Vieira: Sem dúvida. E o presidente Lula concorda com isso. Ela já disse que para o Brasil, o bom é que a Argentina esteja forte, industrializada. É péssimo para a gente ter um país vizinho, um sócio tão importante numa situação de crise constante. Nós fizemos muitos gestos nesse sentindo, cooperamos. Nenhum país quer ter só superávit, o comércio exterior é uma avenida de duas mãos. Acho que a questão do comércio bilateral está muito bem encaminhada através de uma comissão bilateral de monitoramento de comércio, que funciona desde 2003. Mas o que vai ser muito importante nessa nova etapa são os investimentos brasileiros, que são muito grandes e são no setor produtivo, não especulativos, e vão promover aumento de exportações, como por exemplo o Grupo Camargo Corrêa, que tem aqui a maior empresa de cimento da Argentina, a Loma Negra.
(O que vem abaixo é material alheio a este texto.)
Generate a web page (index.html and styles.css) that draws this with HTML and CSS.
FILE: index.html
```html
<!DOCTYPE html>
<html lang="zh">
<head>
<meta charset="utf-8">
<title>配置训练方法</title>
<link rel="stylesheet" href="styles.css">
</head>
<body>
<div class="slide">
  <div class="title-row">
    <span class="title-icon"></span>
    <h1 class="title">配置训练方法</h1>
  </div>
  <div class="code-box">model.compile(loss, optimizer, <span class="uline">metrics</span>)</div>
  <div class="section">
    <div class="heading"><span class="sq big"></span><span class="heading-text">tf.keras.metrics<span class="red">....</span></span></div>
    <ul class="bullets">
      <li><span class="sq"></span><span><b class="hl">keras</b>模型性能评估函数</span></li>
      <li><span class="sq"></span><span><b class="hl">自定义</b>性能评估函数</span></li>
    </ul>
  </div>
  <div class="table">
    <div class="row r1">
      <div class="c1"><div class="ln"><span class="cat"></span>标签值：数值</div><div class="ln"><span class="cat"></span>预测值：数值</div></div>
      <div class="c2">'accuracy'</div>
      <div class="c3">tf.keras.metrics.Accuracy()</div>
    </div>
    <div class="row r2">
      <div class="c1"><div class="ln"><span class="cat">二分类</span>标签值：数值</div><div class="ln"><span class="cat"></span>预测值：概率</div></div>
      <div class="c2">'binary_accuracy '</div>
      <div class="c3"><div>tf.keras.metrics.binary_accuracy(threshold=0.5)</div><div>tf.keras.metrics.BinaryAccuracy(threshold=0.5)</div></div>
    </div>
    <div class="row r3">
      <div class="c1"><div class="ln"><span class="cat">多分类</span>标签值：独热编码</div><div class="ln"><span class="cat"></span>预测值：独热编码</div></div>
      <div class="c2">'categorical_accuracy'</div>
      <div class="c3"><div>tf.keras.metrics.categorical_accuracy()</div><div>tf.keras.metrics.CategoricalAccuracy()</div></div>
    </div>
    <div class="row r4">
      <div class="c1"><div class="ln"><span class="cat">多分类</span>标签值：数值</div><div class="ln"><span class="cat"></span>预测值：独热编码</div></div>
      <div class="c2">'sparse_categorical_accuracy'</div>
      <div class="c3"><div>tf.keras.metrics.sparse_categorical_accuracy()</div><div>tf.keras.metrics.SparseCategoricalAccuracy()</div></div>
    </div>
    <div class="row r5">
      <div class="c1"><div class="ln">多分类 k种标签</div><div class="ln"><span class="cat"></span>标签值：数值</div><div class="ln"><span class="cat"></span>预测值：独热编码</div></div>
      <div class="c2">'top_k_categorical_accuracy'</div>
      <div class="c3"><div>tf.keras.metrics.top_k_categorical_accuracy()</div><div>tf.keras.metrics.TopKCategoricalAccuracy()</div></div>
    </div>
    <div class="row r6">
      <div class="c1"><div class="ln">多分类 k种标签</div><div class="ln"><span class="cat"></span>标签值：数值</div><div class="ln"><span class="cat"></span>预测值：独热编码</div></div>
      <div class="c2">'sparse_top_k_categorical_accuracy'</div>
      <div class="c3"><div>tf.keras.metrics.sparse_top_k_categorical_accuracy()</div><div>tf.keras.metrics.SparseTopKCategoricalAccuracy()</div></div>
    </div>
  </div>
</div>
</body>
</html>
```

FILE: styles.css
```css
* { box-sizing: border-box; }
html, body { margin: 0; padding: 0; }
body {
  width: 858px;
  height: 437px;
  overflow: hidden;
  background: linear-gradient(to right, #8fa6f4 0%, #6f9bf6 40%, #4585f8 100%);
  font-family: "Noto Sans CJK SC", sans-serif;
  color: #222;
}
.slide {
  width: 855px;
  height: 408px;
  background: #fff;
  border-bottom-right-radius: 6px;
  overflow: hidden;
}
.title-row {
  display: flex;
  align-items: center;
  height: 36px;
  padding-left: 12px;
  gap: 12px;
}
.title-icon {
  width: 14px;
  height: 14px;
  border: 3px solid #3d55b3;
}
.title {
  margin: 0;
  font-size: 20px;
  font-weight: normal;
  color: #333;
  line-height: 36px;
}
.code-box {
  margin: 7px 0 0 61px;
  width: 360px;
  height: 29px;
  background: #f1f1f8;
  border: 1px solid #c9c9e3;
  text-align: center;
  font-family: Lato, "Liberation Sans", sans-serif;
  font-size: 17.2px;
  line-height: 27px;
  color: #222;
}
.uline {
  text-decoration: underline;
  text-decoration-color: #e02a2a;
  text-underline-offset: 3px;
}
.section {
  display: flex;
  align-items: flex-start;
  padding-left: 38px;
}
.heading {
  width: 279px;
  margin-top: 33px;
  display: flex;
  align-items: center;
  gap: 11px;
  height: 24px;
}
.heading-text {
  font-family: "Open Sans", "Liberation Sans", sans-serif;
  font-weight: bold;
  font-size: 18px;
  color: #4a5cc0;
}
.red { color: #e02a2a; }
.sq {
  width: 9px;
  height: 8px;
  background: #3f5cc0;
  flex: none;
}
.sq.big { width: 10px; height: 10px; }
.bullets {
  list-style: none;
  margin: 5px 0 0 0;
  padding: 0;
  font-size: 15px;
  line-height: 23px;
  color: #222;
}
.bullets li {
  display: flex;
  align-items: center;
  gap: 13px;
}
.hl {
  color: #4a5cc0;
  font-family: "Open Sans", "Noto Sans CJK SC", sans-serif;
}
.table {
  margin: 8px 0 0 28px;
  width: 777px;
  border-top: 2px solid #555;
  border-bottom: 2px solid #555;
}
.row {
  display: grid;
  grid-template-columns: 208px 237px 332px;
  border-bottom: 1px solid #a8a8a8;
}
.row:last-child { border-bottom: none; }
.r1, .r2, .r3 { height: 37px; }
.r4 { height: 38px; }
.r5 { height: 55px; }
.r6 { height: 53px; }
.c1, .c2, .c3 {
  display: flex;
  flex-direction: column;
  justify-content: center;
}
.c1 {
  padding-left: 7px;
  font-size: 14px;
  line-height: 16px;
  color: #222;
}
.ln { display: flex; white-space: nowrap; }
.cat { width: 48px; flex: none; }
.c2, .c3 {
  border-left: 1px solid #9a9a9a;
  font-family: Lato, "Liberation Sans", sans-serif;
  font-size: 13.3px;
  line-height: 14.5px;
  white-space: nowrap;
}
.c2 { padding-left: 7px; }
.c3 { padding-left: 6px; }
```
ABr: Como o governo argentino tem visto as constantes aquisições de empresas argentinas por grupos brasileiros? E a sociedade argentina?
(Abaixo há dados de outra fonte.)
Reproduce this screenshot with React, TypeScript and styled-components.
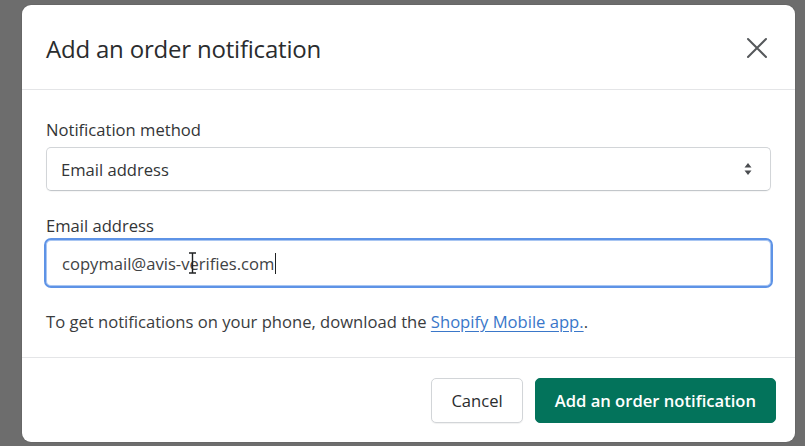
import React from "react";
import styled, { createGlobalStyle } from "styled-components";

const Global = createGlobalStyle`
  html, body { margin: 0; padding: 0; background: #6d6d6d; }
  body { font-family: "Open Sans", "Noto Sans", sans-serif; color: #202223; }
  * { box-sizing: border-box; }
`;

const Page = styled.div`
  width: 805px;
  height: 446px;
  overflow: hidden;
  padding: 5px 10px 0 22px;
`;

const Dialog = styled.div`
  width: 773px;
  height: 437px;
  background: #ffffff;
  border-radius: 9px;
  display: flex;
  flex-direction: column;
  box-shadow: 0 0 0 1px rgba(0,0,0,0.05);
`;

const Header = styled.div`
  height: 85px;
  border-bottom: 1px solid #e4e5e7;
  display: flex;
  align-items: center;
  justify-content: space-between;
  padding: 2px 24px 0 24px;
`;

const Title = styled.h2`
  margin: 0;
  font-size: 24px;
  font-weight: 400;
  color: #2a2c2e;
  letter-spacing: -0.2px;
`;

const CloseBtn = styled.button`
  width: 28px;
  height: 28px;
  border: 0;
  background: none;
  padding: 0;
  display: flex;
  align-items: center;
  justify-content: center;
  cursor: pointer;
`;

const Body = styled.div`
  flex: 1;
  padding: 28px 24px 0 24px;
  display: flex;
  flex-direction: column;
`;

const Field = styled.div<{ $gap: number; $mb: number }>`
  display: flex;
  flex-direction: column;
  gap: ${(p) => p.$gap}px;
  margin-bottom: ${(p) => p.$mb}px;
`;

const Label = styled.label`
  font-size: 16.6px;
  line-height: 24px;
  color: #333537;
`;

const Select = styled.div`
  height: 44px;
  border: 1px solid #d2d5d8;
  border-bottom-color: #c2c6ca;
  border-radius: 5px;
  display: flex;
  align-items: center;
  justify-content: space-between;
  padding: 0 18px 0 14px;
  font-size: 16.6px;
  color: #333537;
  box-shadow: 0 1px 1px rgba(0,0,0,0.04);
`;

const InputWrap = styled.div`
  margin: 0 -2px;
  height: 50px;
  border: 2px solid #5e93e6;
  border-radius: 7px;
  display: flex;
  align-items: center;
  padding: 0 16px;
  font-size: 16.6px;
  color: #404244;
  position: relative;
  box-shadow: inset 0 0 0 1px #a9c6f2;
`;

const Caret = styled.span`
  display: inline-block;
  width: 1px;
  height: 21px;
  background: #202223;
  vertical-align: middle;
  margin-left: 1px;
`;

const IBeam = styled.svg`
  position: absolute;
  left: 142px;
  top: 12px;
`;

const Help = styled.p`
  margin: 0;
  font-size: 16.6px;
  line-height: 24px;
  color: #3a3c3e;
`;

const Link = styled.a`
  color: #3a77c9;
  text-decoration: underline;
  text-underline-offset: 3px;
`;

const Footer = styled.div`
  height: 85px;
  border-top: 1px solid #e4e5e7;
  display: flex;
  align-items: center;
  justify-content: flex-end;
  gap: 12px;
  padding: 0 19px 0 24px;
`;

const Button = styled.button<{ $primary?: boolean }>`
  height: 45px;
  padding: 0 19px;
  border-radius: 5px;
  font-family: inherit;
  font-size: 16.6px;
  font-weight: ${(p) => (p.$primary ? 600 : 500)};
  color: ${(p) => (p.$primary ? "#ffffff" : "#2a2c2e")};
  background: ${(p) => (p.$primary ? "#03735b" : "#ffffff")};
  border: 1px solid ${(p) => (p.$primary ? "#03735b" : "#d2d5d8")};
  box-shadow: ${(p) => (p.$primary ? "none" : "0 1px 1px rgba(0,0,0,0.06)")};
  cursor: pointer;
`;

export default function App() {
  return (
    <>
      <Global />
      <Page>
        <Dialog>
          <Header>
            <Title>Add an order notification</Title>
            <CloseBtn aria-label="Close">
              <svg width="22" height="22" viewBox="0 0 22 22">
                <path d="M2 2 L20 20 M20 2 L2 20" stroke="#55585b" strokeWidth="2" strokeLinecap="round" />
              </svg>
            </CloseBtn>
          </Header>
          <Body>
            <Field $gap={5} $mb={23}>
              <Label>Notification method</Label>
              <Select>
                <span>Email address</span>
                <svg width="8" height="14" viewBox="0 0 8 14">
                  <path d="M4 1 L7.5 5.5 H0.5 Z M4 13 L7.5 8.5 H0.5 Z" fill="#4a4d50" />
                </svg>
              </Select>
            </Field>
            <Field $gap={0} $mb={22}>
              <Label>Email address</Label>
              <InputWrap>
                <span>copymail@avis-verifies.com</span>
                <Caret />
                <IBeam width="9" height="22" viewBox="0 0 9 22">
                  <path d="M1 1 H8 M4.5 1 V21 M1 21 H8" stroke="#202223" strokeWidth="1.4" fill="none" />
                </IBeam>
              </InputWrap>
            </Field>
            <Help>
              To get notifications on your phone, download the <Link>Shopify Mobile app.</Link>.
            </Help>
          </Body>
          <Footer>
            <Button>Cancel</Button>
            <Button $primary>Add an order notification</Button>
          </Footer>
        </Dialog>
      </Page>
    </>
  );
}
Vieira: A imprensa até diz "ah, outra empresa que se vai". Elas não vão, elas continuam aqui, foram apenas compradas. Algumas delas, inclusive, já eram controladas por capital externo. Mas o governo sempre recebeu muito bem os investimentos estrangeiros e brasileiros, em particular. A presidente eleita, quando esteve no Brasil, com 14 ou 15 dos maiores empresários brasileiros, disse que eram todos muito bem-vindos, que a Argentina é um bom lugar para investir.
ABr: Por falar em exportações, como está a situação do comércio de trigo? Houve uma época em que o governo argentino restringiu a exportação para evitar aumento de preço no mercado interno, o que obrigou os brasileiros a pagar um preço mais alto para comprar de outros países.
Vieira: A situação está se normalizando. O Brasil é um grande comprador de trigo da Argentina. Foi um tema que teve de ser negociado porque começaram a surgir interesses conflitivos, mas estão sendo negociados e estamos superando. Não é um problema grave, até porque se faltar trigo da Argentina, podemos comprar de outros lugares. Mas nos dirigimos, temos um esforço. Há um programa do governo federal chamado Programa de Substituição Competitiva das Importações, que é um esforço de concentrar nos países do Mercosul a compra dos produtos que temos de importar.
ABr: Um analista político argentino, Ricardo Rouvier, comentou recentemente que num governo Cristina Kirchner, a tendência da Argentina seria se direcionar para a Europa, fazendo uma ponte através do Brasil. E a Europa convidou recentemente o Brasil para uma parceria estratégica. O senhor tem conhecimento de alguma iniciativa do gênero, com a Argentina entrando nessa aproximação? Existe isso?
Vieira: Existe. O Mercosul negocia em bloco, com a União Européia, um acordo comercial. Essa questão de o Brasil ser sócio estratégico da União Européia não é comercial, é de concentração política, de ciência, tecnologia, educação etc. É um equívoco achar que o Brasil está se separando do Mercosul. Então, o que eu queria dizer é que a associação estratégica do Brasil com a União Européia não tem nada de comercial, e a Argentina não precisaria disso [usar o Brasil como ponte] porque ela já exporta muita coisa para a Europa. Ela se beneficiará, sim, de qualquer acordo feito em bloco através do Mercosul.
ABr: Qual o primeiro item da pauta bilateral com o novo governo argentino?
Vieira: A relação é tão densa, profunda que são muitos...
ABr: Mas qual o principal?
Vieira: A integração bilateral e dentro do Mercosul.